“The Warriors” is a
film I can remember primary kids talking about in the playground back
in 1983, the sort of kids who’s parents weren’t too bothered
about allowing them to watch the dreaded “Video Nasties” or their
ilk. My memory might be playing tricks, but I reckon there were a
couple of rough kids who even had leather waistcoats to match the
films titular heroes.
I can’t believe it has
taken me so long to get around to watching it. Especially given that
the movie is full of classical allusions; characters called “Cyrus”
and “Cleon” and a storyline adapted from Xenophon’s “Anabasis”,
the true story of how that Greek historian and mercenary managed to
extricate himself and 10,000 others from way behind enemy lines
during the various Persian conflicts of the 5th century
BC.
Right from the opening
credits, the film is a hoot.
We start with some late
70s synth music, sounding vaguely like that used in “The
Equalizer”, backing a montage of various gangs heading for a mass
meeting in The Bronx. We see The Warriors, a mixed race gang of bare
chested waistcoat wearers who look like they’ve just wandered out
of rehearsals for a Village People video, setting out from Coney
Island, intercut with the other gangs heading down on the New York
subway, the graffitied and grimy setting for much of the film.
Some of these other gangs
make The Warriors look like a triumph of machismo. There are a bunch
of purple velour clad disco gousters, East Asian guys in Viet Cong
drag and funny conical hats, the “Electric Eiliminators” and
resembling tattooed gay sailor skinheads crossed with straight-edge
Minor Threat fans, the Turnbull ACs.
Later research indicates the mime artists are called "The Hi Hats" |
All these pale, however,
to the Marcel Marceau looking white faced bowler hat wearing group of
mime artist gangbangers who must have terrified the subway commuters
of NY out of their minds with their no doubt silent demands for money
with menaces. It is impossible to see them without a vocalised
chuckle, but remember that director Walter Hill had an awful lot of
gangs to differentiate and characterise for the camera. They are
still funny though.
Of course, the moot all
goes wrong, and some evilly sneering mass of dirty hair shoots the
charismatic Cyrus, leader of the head gang “The Gramercy Riffs”
(Mirror shades, martial arts wear). Naturally The Warriors are framed
for the murder for turf war ends, and they have to battle their way
through twenty miles of hostile territory, their movements relayed by
a late night female soul DJ who we only ever see the glossily painted
mouth of.
Their journey is a modern
day odyssey through the Underworld, a frantic run through cemeteries,
urban deprivation and a NY subway who’s rattling, spray tagged
trains are a mechanised character in their own right.
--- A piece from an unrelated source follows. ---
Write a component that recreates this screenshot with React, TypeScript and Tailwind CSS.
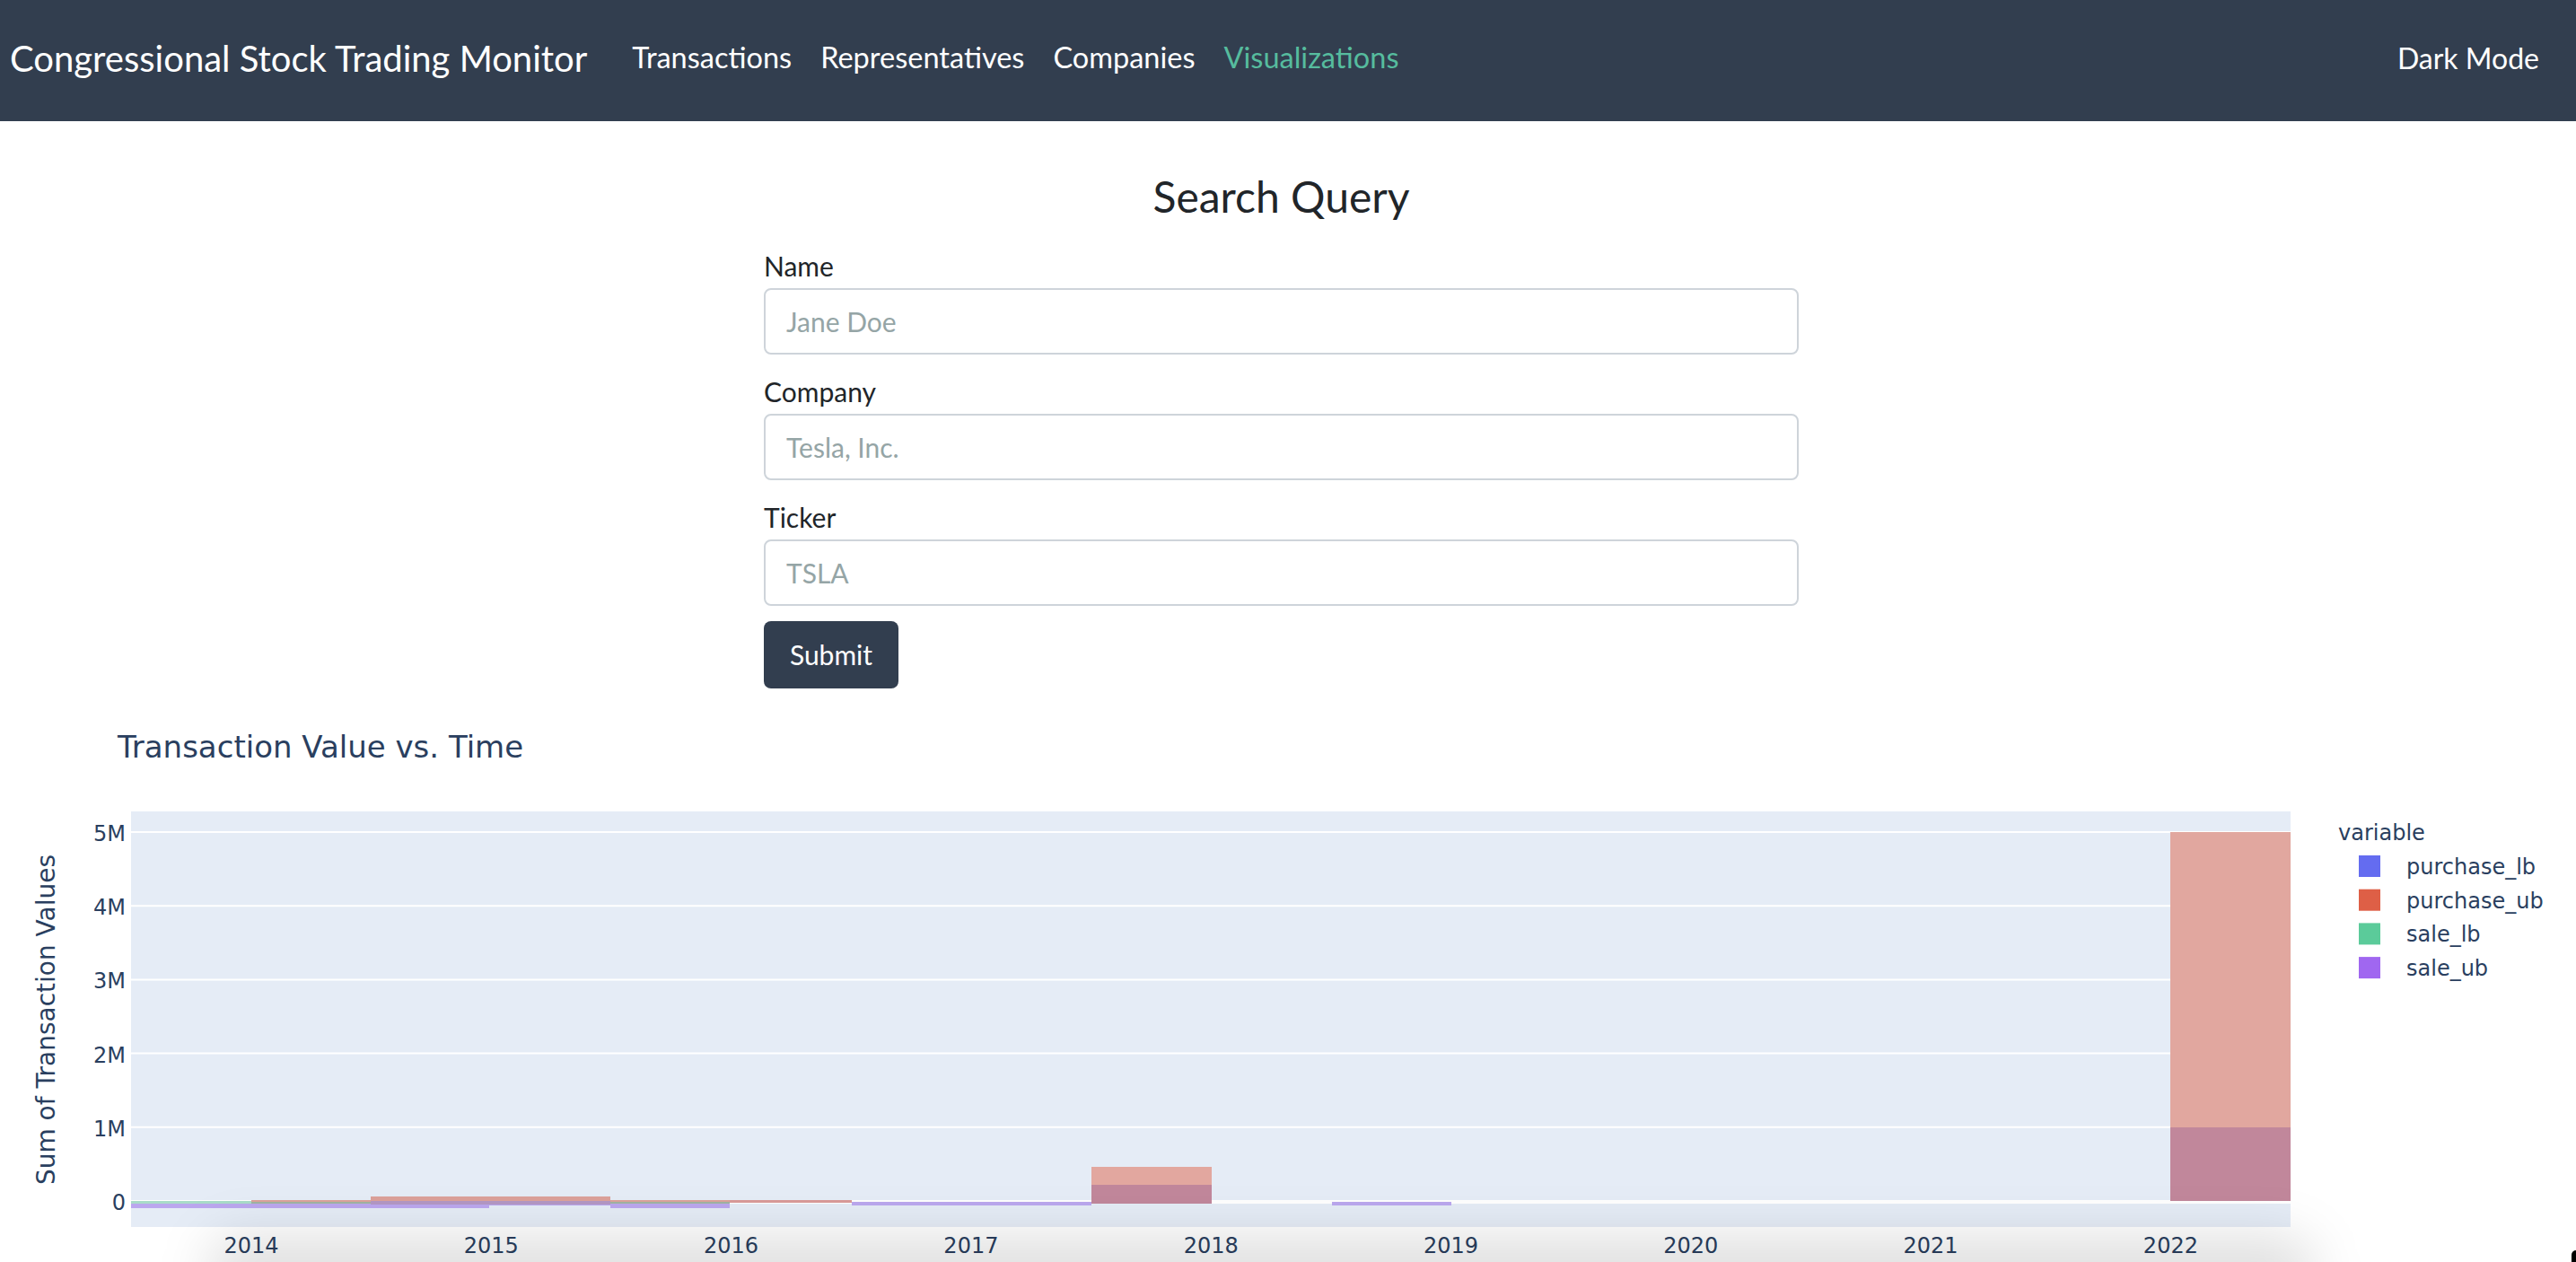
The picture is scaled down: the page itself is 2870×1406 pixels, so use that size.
import React from "react";

const navLinks = [
  { label: "Transactions", active: false },
  { label: "Representatives", active: false },
  { label: "Companies", active: false },
  { label: "Visualizations", active: true },
];

const fields = [
  { label: "Name", placeholder: "Jane Doe" },
  { label: "Company", placeholder: "Tesla, Inc." },
  { label: "Ticker", placeholder: "TSLA" },
];

// chart geometry, in page pixels (svg viewBox starts at the chart's top)
const ZERO = 1338;
const PER_M = 82.2;
const years = [2014, 2015, 2016, 2017, 2018, 2019, 2020, 2021, 2022];
const yearX = (i: number) => 280 + i * 267.3;

const legend = [
  { name: "purchase_lb", color: "#646cf0" },
  { name: "purchase_ub", color: "#de5f46" },
  { name: "sale_lb", color: "#5bcb9a" },
  { name: "sale_ub", color: "#a067f0" },
];

// [x1, x2, yTop, yBottom, fill]
const bars: [number, number, number, number, string][] = [
  [146, 280, 1338, 1341, "#a9dcc9"],
  [146, 280, 1341, 1346, "#bba7ee"],
  [280, 413, 1337, 1339, "#dca39c"],
  [280, 413, 1339, 1341, "#9fb3a2"],
  [280, 413, 1341, 1346, "#bba7ee"],
  [413, 680, 1333, 1338, "#dca19a"],
  [413, 680, 1338, 1342, "#b397c4"],
  [413, 545, 1342, 1346, "#bba7ee"],
  [545, 680, 1342, 1343, "#bba7ee"],
  [680, 813, 1337, 1339, "#dca39c"],
  [680, 813, 1339, 1341, "#9fb3a2"],
  [680, 813, 1341, 1346, "#bba7ee"],
  [813, 949, 1337, 1340, "#d99a98"],
  [949, 1216, 1339, 1343, "#bba7ee"],
  [1216, 1350, 1300, 1320, "#e2a79f"],
  [1216, 1350, 1320, 1341, "#c1879b"],
  [1484, 1617, 1339, 1343, "#bba7ee"],
  [2418, 2552, 927, 1256, "#e1a79f"],
  [2418, 2552, 1256, 1338, "#c1879b"],
];

function Chart() {
  const text = "#2a3f5f";
  return (
    <svg
      className="block w-full"
      width={2870}
      height={622}
      viewBox="0 784 2870 622"
      style={{ fontFamily: '"DejaVu Sans", Verdana, sans-serif' }}
    >
      <text x={131} y={844} fontSize={34} fill={text}>
        Transaction Value vs. Time
      </text>

      {/* plot area */}
      <rect x={146} y={904} width={2406} height={463} fill="#e5ecf6" />
      {[1, 2, 3, 4, 5].map((m) => (
        <line
          key={m}
          x1={146}
          x2={2552}
          y1={ZERO - m * PER_M}
          y2={ZERO - m * PER_M}
          stroke="#ffffff"
          strokeWidth={2}
        />
      ))}
      <line x1={146} x2={2552} y1={ZERO + 1} y2={ZERO + 1} stroke="#ffffff" strokeWidth={4} />

      {bars.map(([x1, x2, y1, y2, fill], i) => (
        <rect key={i} x={x1} y={y1} width={x2 - x1} height={y2 - y1} fill={fill} />
      ))}

      {/* y ticks */}
      {[0, 1, 2, 3, 4, 5].map((m) => (
        <text
          key={m}
          x={140}
          y={ZERO - m * PER_M + 10}
          fontSize={24}
          fill={text}
          textAnchor="end"
        >
          {m === 0 ? "0" : `${m}M`}
        </text>
      ))}
      <text
        x={61}
        y={1136}
        fontSize={28}
        fill={text}
        textAnchor="middle"
        transform="rotate(-90 61 1136)"
      >
        Sum of Transaction Values
      </text>

      {/* x ticks */}
      {years.map((y, i) => (
        <text key={y} x={yearX(i)} y={1396} fontSize={24} fill={text} textAnchor="middle">
          {y}
        </text>
      ))}

      {/* legend */}
      <text x={2605} y={936} fontSize={24} fill={text}>
        variable
      </text>
      {legend.map((l, i) => (
        <g key={l.name}>
          <rect x={2628} y={953 + i * 37.7} width={24} height={24} fill={l.color} />
          <text x={2681} y={974 + i * 37.7} fontSize={24} fill={text}>
            {l.name}
          </text>
        </g>
      ))}
    </svg>
  );
}

export default function App() {
  return (
    <div className="relative h-[1406px] overflow-hidden bg-white font-['Lato',sans-serif]">
      {/* top navbar */}
      <nav className="flex h-[135px] items-center bg-[#323e4f] pb-[6px] pl-[11px] pr-[25px]">
        <span className="mr-[34px] text-[40px] text-white">
          Congressional Stock Trading Monitor
        </span>
        <div className="flex">
          {navLinks.map((l) => (
            <span
              key={l.label}
              className={
                l.active
                  ? "px-[16px] text-[32.5px] text-[#56bc9e]"
                  : "px-[16px] text-[32.5px] text-white"
              }
            >
              {l.label}
            </span>
          ))}
        </div>
        <span className="ml-auto px-[16px] text-[32px] text-white">Dark Mode</span>
      </nav>

      {/* search form */}
      <main className="flex flex-col items-center pr-[15px] pt-[55px]">
        <h3 className="h-[58px] text-[48px] leading-[58px] text-[#212529]">Search Query</h3>
        <form className="mt-[26px] flex w-[1153px] flex-col">
          {fields.map((f) => (
            <div key={f.label} className="mb-[19px] flex flex-col">
              <label className="h-[45px] text-[30px] leading-[45px] text-[#212529]">
                {f.label}
              </label>
              <input
                className="mt-[2px] h-[74px] rounded-[8px] border-2 border-[#ced4da] bg-white px-[23px] text-[30px] text-[#212529] outline-none placeholder:text-[#95a5a6]"
                placeholder={f.placeholder}
              />
            </div>
          ))}
          <button
            type="button"
            className="-mt-[2px] h-[75px] w-[150px] rounded-[8px] bg-[#323e4f] text-[30px] text-white"
          >
            Submit
          </button>
        </form>
      </main>

      <div className="mt-[17px]">
        <Chart />
      </div>

      {/* soft shadow along the bottom edge */}
      <div className="pointer-events-none absolute bottom-[-50px] left-[230px] right-[290px] h-[80px] rounded-full bg-black/12 blur-[28px]" />
      <div className="pointer-events-none absolute bottom-0 right-0 h-[13px] w-[5px] rounded-tl-full bg-black" />
    </div>
  );
}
On their way
they encounter minor gang The Orphans, seemingly led by David
Schwimmer, pick up a female follower for the writers to lob
misogynistic dialogue at (“You may as well have a mattress strapped
to your back”), dodge the cops, beat up the hysterical “Baseball
Furies” with their theatrically painted faces and New York Yankees
attire and in another nod to Neanderthal 1979 values, fall into a
trap set by Runways look-alikes and cliché tough girl dykes
“The Lizzies”.
A Baseball Fury. As seen in the Sensational Alex Harvey Band |
At all stages there is
choreographed, curiously non fatal violence, all slow motion camp
kicks and Rocky type punches that have the power to launch their
targets 10 feet through the air. There is a particularly memorable
rumble in the world’s grubbiest public lavatory, where doors
explode off their hinges as a bunch of roller skating dungaree
wearers crash through them.
Sadly, there is no
screwdriver fight with the mime artists.
The film ought to be too
silly for words, and in many ways it is, but it is still a gripping
watch. We never find out anything much the lives of these underclass
pussy obsessed ruffians, but we can tell that it is a tough one,
forged in crumbling tenements a million miles from Broadway and
Tribeca. No art school CBGBs punks here, these are just uneducated,
brutal men (and one woman. One!) struggling to survive in a New York
that at the time was bankrupt. In their way.s
The story is simple, but
it works. For if it gripped 2500 years ago, it will still grip now.